Les juges des enfants sont trop seuls. La juridiction est très puissante, il y a beaucoup d'affects, beaucoup de prononcés de mesures de placement, de cinq ans, par exemple, et en face des parents. C'est humainement compliqué.
Mme Teyssandier, alors premier juge pour enfants à Bobigny, parlait de la grande difficulté liée au placement. Prononcer une mesure de placement revient à une peine de prison. Premier écueil : la solitude des juges des enfants.
Deuxième écueil : excepté les très grands passionnés, le travail de juge des enfants n'est pas la voie royale. Dans le parcours et la carrière des juges, être juge des enfants n'est pas la panacée. Comment revaloriser cette fonction ? Il serait intéressant que les juges des enfants aient autorité pour prononcer des délégations d'autorité parentale, sans passer par le juge aux affaires familiales (JAF). Sans nul doute, des situations sont à rééquilibrer entre le juge des enfants et le JAF pour rendre toute sa splendeur au métier de juge des enfants. Il s'agit, selon moi, d'un des métiers les plus intéressants.

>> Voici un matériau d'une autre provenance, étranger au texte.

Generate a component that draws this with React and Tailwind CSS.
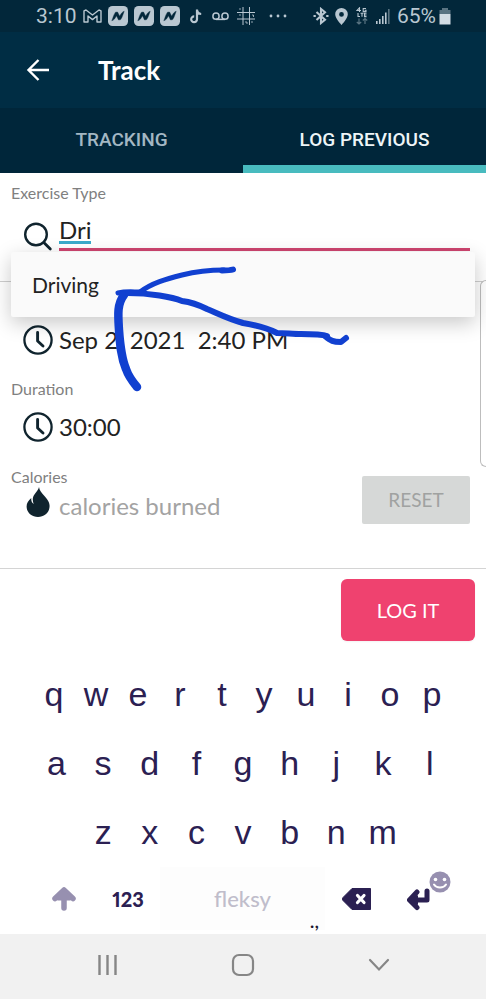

Troisièmement, il conviendrait de ne plus penser la protection de l'enfance, le placement et les mesures éducatives comme provisoires. En supprimant cette dimension provisoire des mesures éducatives et de l'esprit de la législation, on redonnerait du sens à la protection de l'enfance. Je pense que tout le monde est fait pour avoir des enfants, tout le monde les aime, mais tous ne sont pas faits pour s'en occuper et les aider à grandir. En substance, c'est une fiction que de croire que le père et la mère éduquent les enfants, c'est une fiction qui a été construite il y a un peu moins de cent ans par la psychologie – je suis de formation psychologique et psychanalytique – et par le marketing. Une famille tient dans une Scenic cinq places : papa, maman et trois enfants… C'est une fiction. Dans notre histoire, on n'a jamais élevé les enfants dans un tel système. La cellule familiale était plus collective et intergénérationnelle.
Le nombre de placements en France ne baisse pas, non parce que les gens seraient plus méchants ou moins capables, mais parce qu'ils sont de plus en plus seuls et que les solidarités de voisinage et intergénérationnelles disparaissent de nos sociétés. Il faut tout un village pour élever un enfant, un père et une mère ne suffisent pas.